Biography


Courses

Peter Bibring

Adjunct Faculty 
A.B. Harvard University, 1996
J.D. New York University, 2002
bibring@law.ucla.edu

Peter Bibring is a senior staff attorney at the ACLU of Southern California, where he specializes in police practices and privacy.  His work on policing includes litigation and policy work on civilian oversight, gang injunctions, racial profiling, law enforcement surveillance, and national security.  Representative cases include a class action on behalf of Orange County Muslims alleging religious discrimination in the FBI’s surveillance of mosques, a challenge to the search and detention of photographers by the Los Angeles County Sheriff’s Department, a due process challenge to the enforcement of a gang injunction (in the first federal case to address gang injunctions), representation of community intervenors in the federal consent decree over the Los Angeles Police Department, a challenge to the search and detention of homeless individuals in the Skid Row area of downtown Los Angeles, and other cases addressing incidents of racial profiling by law enforcement, unlawful searches, and police mistreatment of demonstrators.  Mr.
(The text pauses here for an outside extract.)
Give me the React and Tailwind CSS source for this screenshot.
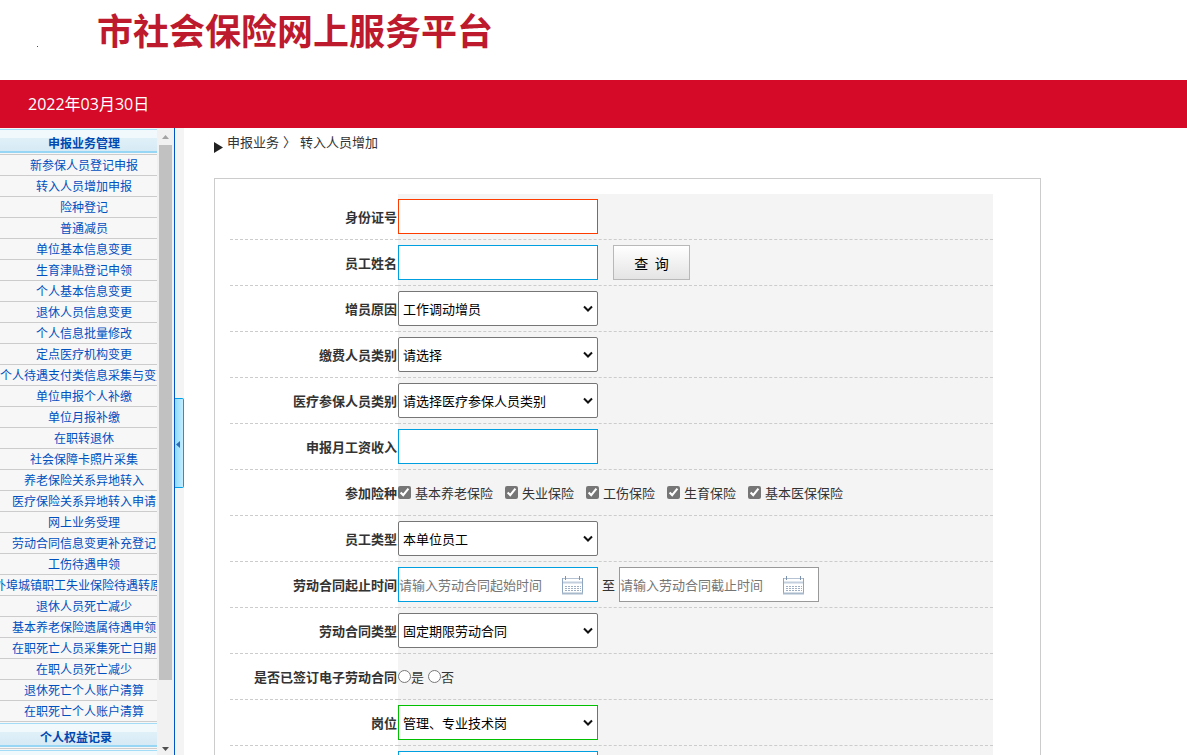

Bibring is a frequent commenter on issues of privacy, policing and the First Amendment in various media outlets, including the New York Times, Washington Post, Los Angeles Times, and USA Today.
 
Bibring received his A.B. magna cum laude in Physics from Harvard University, where received the Derek Bok Award for Excellence in Teaching (Introductory Physics), and graduated magna cum laude from New York University School of Law, where he was an Editor-in-Chief of the NYU Review of Law & Social Change.  Following law school, Bibring clerked for Chief Judge Marilyn Hall Patel of the Northern District of California and for Judge Pierre N. Leval on the United States Court of Appeals for the Second Circuit.